Bo later left Hazzard County, along with his cousin Luke, to join the NASCAR circuit (coinciding with Schneider's and Wopat's decision to walk out of the show during the fifth season over a dispute over royalties owed to them), although how they managed to do this with the probation conditions in place was never revealed; Bo's cousin Coy (Byron Cherry), who was very similar in both appearance and nature to Bo, replaced Bo until he returned to the series a few months later (Yet another cousin, Vance, replaced Luke during the same time frame).
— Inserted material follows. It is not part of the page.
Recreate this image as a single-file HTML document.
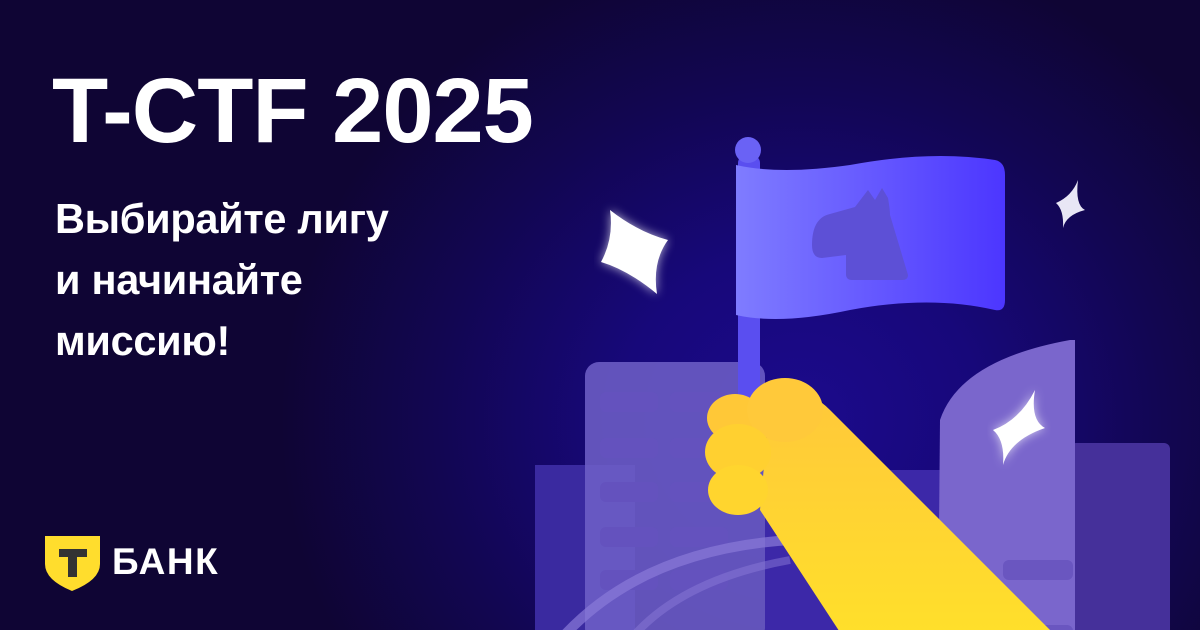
<!DOCTYPE html>
<html><head><meta charset="utf-8"><style>
html,body{margin:0;padding:0}
body{width:1200px;height:630px;overflow:hidden;position:relative;font-family:"Liberation Sans",sans-serif;
background:radial-gradient(ellipse 520px 480px at 800px 420px,#1c0a8c 0%,#17087a 35%,#120652 70%,#0f0534 100%);}
.t{position:absolute;color:#fff;font-weight:bold}
</style></head><body>
<div class="t" style="left:52px;top:60px;font-size:92px;letter-spacing:-1px;line-height:102px">T-CTF 2025</div>
<div class="t" style="left:55px;top:188px;font-size:41.5px;line-height:61px;letter-spacing:-0.3px">Выбирайте лигу<br>и начинайте<br>миссию!</div>
<svg style="position:absolute;left:0;top:0" width="1200" height="630" viewBox="0 0 1200 630">
<defs>
<linearGradient id="fl" x1="0" x2="1"><stop offset="0" stop-color="#7f7cff"/><stop offset="1" stop-color="#4c36ff"/></linearGradient>
<linearGradient id="arm" x1="0" y1="0" x2="0" y2="1"><stop offset="0" stop-color="#ffc83a"/><stop offset="1" stop-color="#ffe02a"/></linearGradient>
<filter id="gl"><feGaussianBlur stdDeviation="5"/></filter>
</defs>
<rect x="535" y="465" width="100" height="170" fill="#3a2aa0"/>
<rect x="585" y="362" width="180" height="280" rx="14" fill="#7060c8" opacity="0.85"/>
<g fill="#6452be">
<rect x="600" y="392" width="58" height="20" rx="6"/><rect x="670" y="392" width="58" height="20" rx="6"/>
<rect x="600" y="438" width="58" height="20" rx="6"/><rect x="670" y="438" width="58" height="20" rx="6"/>
<rect x="600" y="482" width="58" height="20" rx="6"/><rect x="670" y="482" width="58" height="20" rx="6"/>
<rect x="600" y="527" width="58" height="20" rx="6"/><rect x="670" y="527" width="58" height="20" rx="6"/>
<rect x="600" y="570" width="58" height="20" rx="6"/><rect x="670" y="570" width="58" height="20" rx="6"/>
</g>
<rect x="765" y="470" width="200" height="170" fill="#3c28a8"/>
<rect x="1070" y="443" width="100" height="200" rx="6" fill="#45309a"/>
<path d="M940 420 Q960 360 1070 340 L1075 340 L1075 640 L938 640 Z" fill="#7a66cc"/>
<g fill="#6a56c0"><rect x="1003" y="560" width="70" height="20" rx="6"/><rect x="1003" y="625" width="70" height="20" rx="6"/></g>
<path d="M560 640 Q640 550 790 540" stroke="#8a7ad8" stroke-width="10" fill="none" opacity="0.7"/>
<path d="M630 640 Q680 580 790 560" stroke="#8a7ad8" stroke-width="8" fill="none" opacity="0.5"/>
<rect x="738" y="155" width="22" height="250" rx="8" fill="#5a4ef0"/>
<circle cx="748" cy="150" r="13" fill="#6a62f5"/>
<path d="M736 165 Q780 175 850 165 Q930 150 995 160 Q1005 162 1005 175 L1005 300 Q1005 312 995 310 Q930 295 850 310 Q780 325 736 315 Z" fill="url(#fl)"/>
<path d="M812 245 Q812 218 830 214 L855 207 L868 190 L875 200 L882 188 L888 198 Q890 210 890 215 L908 275 Q908 280 902 280 L852 280 Q846 280 846 274 L846 255 L822 258 Q812 258 812 245 Z" fill="#5d50d6"/>
<path d="M770 400 Q800 380 830 410 L1060 640 L845 640 L760 510 Z" fill="url(#arm)"/>
<ellipse cx="735" cy="418" rx="28" ry="24" fill="#ffc837"/>
<ellipse cx="785" cy="410" rx="38" ry="32" fill="#ffc93a"/>
<ellipse cx="738" cy="452" rx="33" ry="28" fill="#ffd030"/>
<ellipse cx="738" cy="490" rx="30" ry="25" fill="#ffd52e"/>
<path d="M610 210 Q638 232 668 240 Q652 262 657 294 Q628 270 601 262 Q614 238 610 210Z" fill="#fff" filter="url(#gl)" opacity="0.7"/>
<path d="M610 210 Q638 232 668 240 Q652 262 657 294 Q628 270 601 262 Q614 238 610 210Z" fill="#fff"/>
<path d="M1078 180 Q1075 205 1085 210 Q1066 215 1063 228 Q1064 210 1056 203 Q1072 196 1078 180Z" fill="#e8e6f5"/>
<path d="M1035 390 Q1030 420 1045 428 Q1010 440 1003 465 Q1005 440 993 430 Q1020 420 1035 390Z" fill="#fff" filter="url(#gl)" opacity="0.7"/>
<path d="M1035 390 Q1030 420 1045 428 Q1010 440 1003 465 Q1005 440 993 430 Q1020 420 1035 390Z" fill="#fff"/>
<path d="M45 536 L100 536 L100 564 Q100 580 72 591 Q45 580 45 564 Z" fill="#ffdd2d"/>
<path d="M59 549 L87 549 L87 557 L77 557 L77 577 L68 577 L68 557 L59 557 Z" fill="#333"/>
</svg>
<div class="t" style="left:112px;top:541px;font-size:37px;line-height:42px;font-weight:900;letter-spacing:1.5px">БАНК</div>
</body></html>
==Fictional biography in films==
According to the 1997 film The Dukes of Hazzard: Reunion!, Bo left Hazzard again to pursue a successful NASCAR career, this time without Luke. Shortly before his return to Hazzard, he crashed his car, and is still in Hazzard in the 2000 film The Dukes of Hazzard: Hazzard in Hollywood. Although he was a lifelong bachelor, in the 2000 film, he met a Mexican-American woman named Gabrielle (nicknamed Gabby) in Los Angeles and convinced her to go to Hazzard to be with him.